Since the signing of the Commercial Collaboration Agreement between the State Government and Petronas in December 2021, Sabahan OGSE companies saw a 38 per cent increase in revenue from 2022 to 2023, he said.


A Sabah Local Content Council consisting of representatives from all O&G operators in the State, Sabah OGSE industry associations (SOGSC and PKPBS) and representatives from Petronas and Sabah was set up in May 2024 to further drive local contractor participation in OGSE. 


Which is appropriate as Sabah has set a target to award 30pc of OGSE spending within Sabah to qualified Sabahan companies.


“With the support of Petronas and all Production Sharing Contracts (PSCs), the State aims to achieve 80pc Sabahan employment rate within the OGSE industry for this year.

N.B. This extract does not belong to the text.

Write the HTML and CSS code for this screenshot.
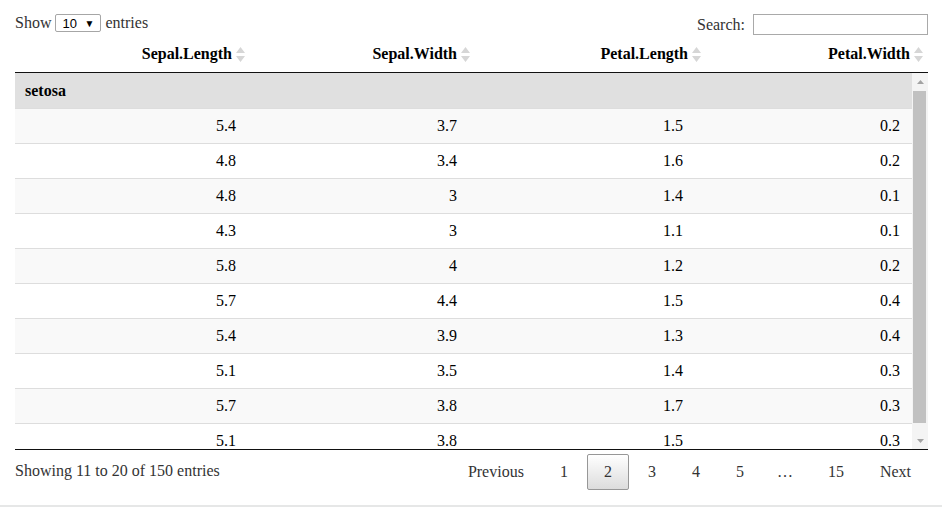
FILE: index.html
```html
<!DOCTYPE html>
<html>
<head>
<meta charset="utf-8">
<title>iris table</title>
<link rel="stylesheet" href="styles.css">
</head>
<body>
<div class="page">
  <div class="wrapper">
    <div class="top">
      <div class="length">Show <span class="select"><span class="select-val">10</span><span class="select-arrow">&#9660;</span></span> entries</div>
      <label class="filter">Search:<input class="search-input" type="search"></label>
    </div>
    <div class="scroll-head">
      <table class="head-table">
        <colgroup><col class="hc1"><col class="hc2"><col class="hc3"><col class="hc4"></colgroup>
        <thead>
          <tr>
            <th>Sepal.Length<svg class="sort" viewBox="0 0 9 15" width="9" height="15"><path d="M4.5 0 L9 6 L0 6 Z M0 9 L9 9 L4.5 15 Z"/></svg></th>
            <th>Sepal.Width<svg class="sort" viewBox="0 0 9 15" width="9" height="15"><path d="M4.5 0 L9 6 L0 6 Z M0 9 L9 9 L4.5 15 Z"/></svg></th>
            <th>Petal.Length<svg class="sort" viewBox="0 0 9 15" width="9" height="15"><path d="M4.5 0 L9 6 L0 6 Z M0 9 L9 9 L4.5 15 Z"/></svg></th>
            <th>Petal.Width<svg class="sort" viewBox="0 0 9 15" width="9" height="15"><path d="M4.5 0 L9 6 L0 6 Z M0 9 L9 9 L4.5 15 Z"/></svg></th>
          </tr>
        </thead>
      </table>
    </div>
    <div class="scroll-body">
      <div class="body-clip">
        <table class="body-table">
          <colgroup><col class="bc1"><col class="bc2"><col class="bc3"><col class="bc4"></colgroup>
          <tbody>
            <tr class="group"><td colspan="4">setosa</td></tr>
            <tr class="odd"><td>5.4</td><td>3.7</td><td>1.5</td><td>0.2</td></tr>
            <tr class="even"><td>4.8</td><td>3.4</td><td>1.6</td><td>0.2</td></tr>
            <tr class="odd"><td>4.8</td><td>3</td><td>1.4</td><td>0.1</td></tr>
            <tr class="even"><td>4.3</td><td>3</td><td>1.1</td><td>0.1</td></tr>
            <tr class="odd"><td>5.8</td><td>4</td><td>1.2</td><td>0.2</td></tr>
            <tr class="even"><td>5.7</td><td>4.4</td><td>1.5</td><td>0.4</td></tr>
            <tr class="odd"><td>5.4</td><td>3.9</td><td>1.3</td><td>0.4</td></tr>
            <tr class="even"><td>5.1</td><td>3.5</td><td>1.4</td><td>0.3</td></tr>
            <tr class="odd"><td>5.7</td><td>3.8</td><td>1.7</td><td>0.3</td></tr>
            <tr class="even"><td>5.1</td><td>3.8</td><td>1.5</td><td>0.3</td></tr>
          </tbody>
        </table>
      </div>
      <div class="scrollbar">
        <div class="sb-btn"><svg width="7" height="4" viewBox="0 0 7 4"><path d="M3.5 0 L7 4 L0 4 Z"/></svg></div>
        <div class="sb-track"><div class="sb-thumb"></div></div>
        <div class="sb-btn"><svg width="7" height="4" viewBox="0 0 7 4"><path d="M0 0 L7 0 L3.5 4 Z"/></svg></div>
      </div>
    </div>
    <div class="footer">
      <div class="info">Showing 11 to 20 of 150 entries</div>
      <div class="paginate"><a class="pbtn">Previous</a><a class="pbtn">1</a><a class="pbtn current">2</a><a class="pbtn">3</a><a class="pbtn">4</a><a class="pbtn">5</a><span class="ellipsis">&hellip;</span><a class="pbtn">15</a><a class="pbtn">Next</a></div>
    </div>
  </div>
</div>
</body>
</html>
```

FILE: styles.css
```css
html, body {
  margin: 0;
  padding: 0;
  background: #ffffff;
}

body {
  font-family: "Liberation Serif", "Times New Roman", serif;
  font-size: 16px;
  color: #000;
}

.page {
  height: 505px;
  border-bottom: 2px solid #e6e7e7;
}

.wrapper {
  padding: 0 14px 0 15px;
}

/* top controls */
.top {
  display: flex;
  justify-content: space-between;
  align-items: flex-start;
  height: 21px;
  padding-top: 14px;
  color: #333;
}

.length {
  display: flex;
  align-items: center;
  height: 18px;
  white-space: pre;
}

.select {
  display: inline-flex;
  align-items: center;
  justify-content: space-between;
  box-sizing: border-box;
  width: 46px;
  height: 18px;
  padding: 0 6px 0 6px;
  border: 1px solid #a6a6a6;
  border-radius: 2px;
  font-family: "Liberation Sans", Arial, sans-serif;
  font-size: 13px;
  color: #000;
  background: #fff;
}

.select-arrow {
  font-size: 10px;
  color: #000;
}

.filter {
  display: flex;
  align-items: center;
  height: 21px;
}

.search-input {
  box-sizing: border-box;
  width: 175px;
  height: 21px;
  margin: 0 0 0 8px;
  padding: 0 2px;
  border: 1px solid #a9a9a9;
  border-radius: 0;
  background: #fff;
  outline: none;
}

/* header */
.head-table,
.body-table {
  border-collapse: collapse;
  border-spacing: 0;
  table-layout: fixed;
}

.head-table {
  width: 913px;
}

.hc1 { width: 235px; }
.hc2 { width: 225px; }
.hc3 { width: 231px; }
.hc4 { width: 222px; }

.head-table th {
  padding: 10px 5px 9px 10px;
  line-height: 18px;
  text-align: right;
  font-weight: bold;
  color: #000;
  border-bottom: 1px solid #111;
  white-space: nowrap;
}

.sort {
  display: inline-block;
  margin-left: 4px;
  vertical-align: -3px;
  fill: #d6d6d6;
}

/* body */
.scroll-body {
  display: flex;
  height: 376px;
  border-bottom: 1px solid #111;
}

.body-clip {
  width: 897px;
  overflow: hidden;
}

.body-table {
  width: 897px;
}

.bc1 { width: 231px; }
.bc2 { width: 221px; }
.bc3 { width: 226px; }
.bc4 { width: 219px; }

.body-table td {
  padding: 8px 10px;
  line-height: 18px;
  text-align: right;
  border-top: 1px solid #ddd;
}

.body-table td:nth-child(4) {
  padding-right: 12px;
}

.body-table tr.group td {
  border-top: none;
  padding: 9px 10px 8px;
  text-align: left;
  font-weight: bold;
  background: #e0e0e0;
}

.body-table tr.odd td {
  background: #f9f9f9;
}

.body-table tr.even td {
  background: #fff;
}

/* fake scrollbar */
.scrollbar {
  width: 16px;
  display: flex;
  flex-direction: column;
  background: #f4f4f4;
}

.sb-btn {
  height: 17px;
  display: flex;
  align-items: center;
  justify-content: center;
  fill: #a3a3a3;
}

.sb-track {
  flex: 1;
  padding: 1px 2px 0 1px;
}

.sb-thumb {
  height: 332px;
  background: #c1c1c1;
}

/* footer */
.footer {
  display: flex;
  justify-content: space-between;
  align-items: flex-start;
  color: #333;
}

.info {
  padding-top: 12px;
  line-height: 18px;
}

.paginate {
  display: flex;
  align-items: flex-start;
  padding-top: 4px;
  white-space: nowrap;
}

.pbtn {
  box-sizing: border-box;
  display: inline-block;
  min-width: 24px;
  padding: 8px 16px;
  margin-left: 2px;
  line-height: 18px;
  text-align: center;
  color: #333;
  border: 1px solid transparent;
  border-radius: 2px;
  cursor: pointer;
}

.pbtn.current {
  border: 1px solid #979797;
  background: linear-gradient(to bottom, #ffffff 0%, #dcdcdc 100%);
}

.ellipsis {
  display: inline-block;
  padding: 9px 16px;
  line-height: 18px;
  color: #333;
}
```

“These developments bode well for our State’s economic growth, aligning with the State Government’s aspirations under its Hala Tuju Sabah Maju Jaya initiatives,” he said.


He said Sabah is fortunate to hold most of the country’s remaining oil resources, making the State a cornerstone of Malaysia’s oil and gas production. 


Sabah contributes nearly 40pc of the nation’s oil and nearly 20pc of its gas production.


“Sabah has abundant resources, including significant reserves within existing PSCs, near fields and promising deep-water sites. 


“These resources underscore our capacity and emphasise our potential to drive future energy innovations and sustainability,” he said.


“Through SMJ Energy, the State has strategically secured interests in the Samarang PSC, the Samur petrochemical plant and exploration rights in blocks SB409 and SB403. 


“SMJ Energy is now a RM5 billion asset company. Additionally, Sabah Energy Corporation’s (SEC) landmark acquisition of Petronas onshore gas contracts in Sabah has propelled them to the forefront of the domestic gas market.  SEC now stands as the country’s largest domestic supplier and transporter of natural gas.”